For Intel's 18A node, the foundry pitch rests on proving it can deliver leading-edge transistors at high yield and volume — the very thing that humbled Intel's manufacturing for the better part of a decade. That 18A is already shipping in Intel's own data-center chips is the strongest evidence the node is real; whether it can win and hold external customers at the scale of a three-million-unit order is the open question.
What Should You Watch Next?
Separate the trend from the transaction. The trend — large AI chip buyers diversifying away from total dependence on TSMC — is real, durable, and driven by genuine capacity and geopolitical pressure. The specific transaction — a confirmed, leading-edge three-million-TPU Intel manufacturing win — is reported but unconfirmed, and credible analysts believe Intel's role may be narrower than the headlines imply.

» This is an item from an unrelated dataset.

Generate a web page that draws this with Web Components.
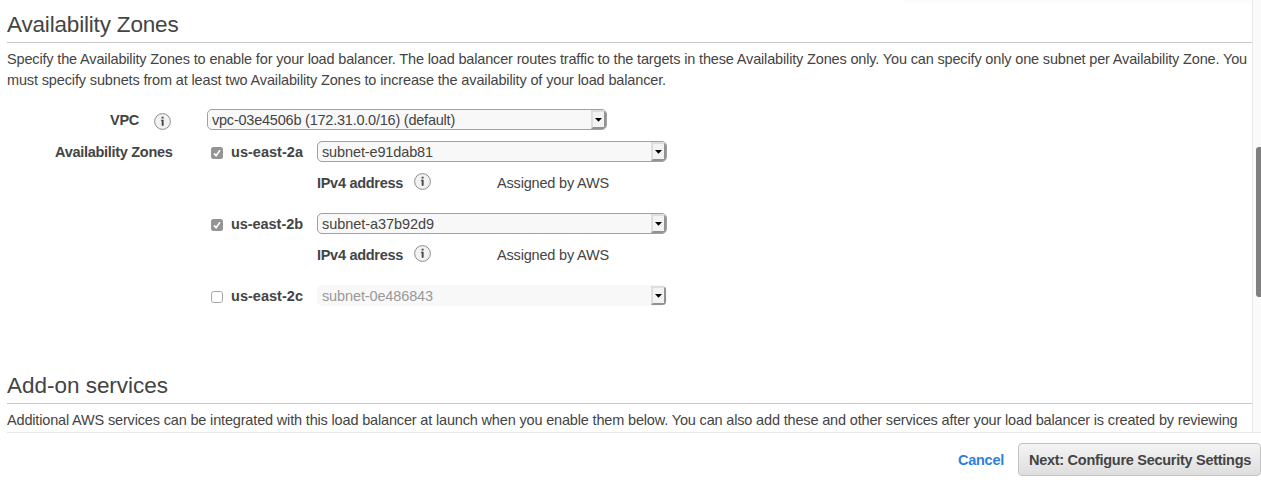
<!DOCTYPE html>
<html lang="en">
<head>
<meta charset="utf-8">
<title>Configure Load Balancer</title>
<style>
html,body{margin:0;height:100%;overflow:hidden;background:#fff}
body{font:14.5px/21px "Liberation Sans",Arial,sans-serif;color:#444}
</style>
</head>
<body>
<wizard-page></wizard-page>
<script>
function define(name, html, setup) {
  customElements.define(name, class extends HTMLElement {
    connectedCallback() {
      if (this.shadowRoot) return;
      const t = document.createElement('template');
      t.innerHTML = html;
      this.attachShadow({ mode: 'open' }).appendChild(t.content.cloneNode(true));
      if (setup) setup(this);
    }
  });
}

// One line of text tracked to an exact measure given by its w attribute.
define('fit-text', `<style>:host{display:block;white-space:nowrap;width:max-content;flex:none}</style><slot></slot>`, el => {
  const natural = el.getBoundingClientRect().width;
  el.style.letterSpacing = ((+el.getAttribute('w') - natural) / el.textContent.length).toFixed(4) + 'px';
});

define('info-icon', `<style>:host{display:block;width:17px;height:17px;flex:none}svg{display:block}</style>
<svg width="17" height="17" viewBox="0 0 17 17"><circle cx="8.5" cy="8.5" r="7.9" fill="#f2f2f2" stroke="#8c8c8c"/>
<path d="M7.6 3.8h2v1.8h-2zM6.9 6.8h2.7v6H7.7V7.7h-.8z" fill="#444"/></svg>`);

define('check-box', `<style>:host{display:block;width:12px;height:12px;flex:none}svg{display:block}
.on{display:none}:host([checked]) .on{display:block}:host([checked]) .off{display:none}</style>
<svg class="on" width="12" height="12" viewBox="0 0 12 12"><rect width="12" height="12" rx="2.5" fill="#949496"/><path d="M3 6.4 5.1 8.8 9 3.2" fill="none" stroke="#fff" stroke-width="1.6"/></svg>
<svg class="off" width="12" height="12" viewBox="0 0 12 12"><rect x=".5" y=".5" width="11" height="11" rx="2.2" fill="#fff" stroke="#a4a4a4"/></svg>`);

define('select-box', `<style>
:host{box-sizing:border-box;display:flex;justify-content:space-between;width:350px;height:21px;flex:none;border:1px solid #a0a0a0;border-radius:5px;background:#f8f8f8;padding-left:4px;overflow:hidden}
:host([wide]){width:400px}
:host([disabled]){border-color:#f8f8f8;color:#999}
.t{line-height:21px}
.b{box-sizing:border-box;width:15px;height:19px;border:2px solid;border-color:#dedede #929292 #929292 #dedede;background:#f3f3f3}
svg{display:block}
</style><div class="t"><slot></slot></div><div class="b"><svg width="11" height="15" viewBox="0 0 11 15"><path d="M2 6h7L5.5 9.7z" fill="#000"/></svg></div>`);

define('section-title', `<style>:host{display:block;height:32px;border-bottom:1px solid #c8c8c8;font-size:22.5px;line-height:30px}</style><slot></slot>`);

define('zone-row', `<style>
:host{display:grid;grid-template-columns:204px 20px 86px 1fr;height:21px;align-items:start}
check-box{margin-top:6px}
.n{font-weight:bold;line-height:23px}
</style><slot name="label"></slot><slot name="check"></slot><div class="n"><slot name="name"></slot></div><slot name="field"></slot>`);

define('address-row', `<style>
:host{display:grid;grid-template-columns:97px 83px auto;padding-left:310px;height:21px;line-height:23px;margin:10px 0 20px}
b{display:block}info-icon{margin-top:1px}
</style><b><fit-text w="86">IPv4 address</fit-text></b><info-icon></info-icon><fit-text w="112">Assigned by AWS</fit-text>`);

define('availability-zones', `<style>
:host{display:block}
.intro{margin-top:6px}
.vpc{display:flex;height:21px;margin:18px 0 11px;font-weight:bold;line-height:23px}
.vpc fit-text{margin-left:103px}.vpc info-icon{margin:4px 37px 0 14px}
select-box{font-weight:normal}
.vpc select-box fit-text{margin:0}
.lab{margin-left:48px;font-weight:bold;line-height:23px}
check-box{margin-top:6px}
</style>
<section-title><fit-text w="171.5">Availability Zones</fit-text></section-title>
<div class="intro"><fit-text w="1240">Specify the Availability Zones to enable for your load balancer. The load balancer routes traffic to the targets in these Availability Zones only. You can specify only one subnet per Availability Zone. You</fit-text>
<fit-text w="659">must specify subnets from at least two Availability Zones to increase the availability of your load balancer.</fit-text></div>
<div class="vpc"><fit-text w="29">VPC</fit-text><info-icon style="margin-left:15px;margin-right:36px"></info-icon><select-box wide><fit-text w="243">vpc-03e4506b (172.31.0.0/16) (default)</fit-text></select-box></div>
<zone-row><fit-text class="lab" slot="label" w="117.5">Availability Zones</fit-text><check-box slot="check" checked></check-box><fit-text slot="name" w="72">us-east-2a</fit-text><select-box slot="field"><fit-text w="111">subnet-e91dab81</fit-text></select-box></zone-row>
<address-row></address-row>
<zone-row><span slot="label"></span><check-box slot="check" checked></check-box><fit-text slot="name" w="72">us-east-2b</fit-text><select-box slot="field"><fit-text w="112">subnet-a37b92d9</fit-text></select-box></zone-row>
<address-row></address-row>
<zone-row><span slot="label"></span><check-box slot="check"></check-box><fit-text slot="name" w="72">us-east-2c</fit-text><select-box slot="field" disabled><fit-text w="111">subnet-0e486843</fit-text></select-box></zone-row>`);

define('addon-services', `<style>:host{display:block;margin-top:65px}.p{margin-top:6px}</style>
<section-title><fit-text w="161">Add-on services</fit-text></section-title>
<div class="p"><fit-text w="1230.5">Additional AWS services can be integrated with this load balancer at launch when you enable them below. You can also add these and other services after your load balancer is created by reviewing</fit-text></div>`);

define('scroll-track', `<style>
:host{display:block;box-sizing:border-box;width:9px;height:432px;border-left:1px solid #e7e7e7;background:#fafafa;padding:147px 0 0 3px}
div{height:150px;background:#7f7f7f;border-radius:3px 0 0 3px}</style><div></div>`);

define('wizard-footer', `<style>
:host{display:flex;justify-content:flex-end;border-top:1px solid #e9e9e9;margin-left:7px;height:54px;font-weight:bold}
a{color:#2f7fde;margin:17px 14px 0 0}
button{box-sizing:border-box;width:243px;height:33px;margin:10px 0 0;padding:1px 0 0 10px;border:1px solid #c3c3c3;border-radius:4px;background:linear-gradient(#f4f4f4,#dedede);color:#444;font:inherit;text-align:left;display:flex;align-items:center}
</style><a><fit-text w="46">Cancel</fit-text></a><button><fit-text w="222">Next: Configure Security Settings</fit-text></button>`);

define('wizard-page', `<style>
:host{display:block;height:487px;overflow:hidden}
.body{display:flex;height:432px;overflow:hidden}
main{box-sizing:border-box;width:1252px;padding:10px 0 0 7px;flex:none;background:linear-gradient(#fafafa,#fff) 904px 0/348px 4px no-repeat}
</style><div class="body"><main><availability-zones></availability-zones><addon-services></addon-services></main><scroll-track></scroll-track></div><wizard-footer></wizard-footer>`);
</script>
</body>
</html>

What would settle it: an official confirmation from Google or Intel specifying whether Intel is fabricating the chips or only packaging them; a committed Nvidia production order rather than evaluation wafers; and, beneath both, hard data on 18A yields at volume. Until then, the most accurate read is that Intel's foundry is gaining credibility at exactly the moment the industry most wants a TSMC alternative — and that the market is paying up for the possibility well ahead of the proof. This article is not investment advice.
Frequently Asked Questions
Did Google actually order 3 million TPUs from Intel?
It was reported by The Information and echoed by Reuters that Google placed an order for more than 3 million TPUs to be produced through 2028, but neither Google nor Intel has officially confirmed it. JPMorgan has cautioned that the chips may still be made by TSMC, with Intel handling only the packaging.
Is Nvidia switching to Intel from TSMC?
Not yet. Nvidia is reportedly evaluating Intel's 18A process and advanced packaging for a multi-die GPU tied to its Feynman architecture, running early multi-project wafer tests, but it has not committed to a production order. Its current Rubin GPUs are made on TSMC's 3-nanometer process.
Why are chipmakers looking for a TSMC alternative?
TSMC produces nearly all leading-edge AI chips and is straining to meet demand, especially in advanced packaging, while prices rise and a years-long shortage looms. Relying on one company in one region is a strategic risk, prompting buyers like Google and Nvidia to seek a backup such as Intel.
What is Intel's 18A process?
18A is Intel's most advanced manufacturing node and a centerpiece of its foundry comeback under CEO Lip-Bu Tan. It is already shipping in Intel's own Xeon server chips; the open question is whether Intel can win and reliably supply large external customers at high yield and volume.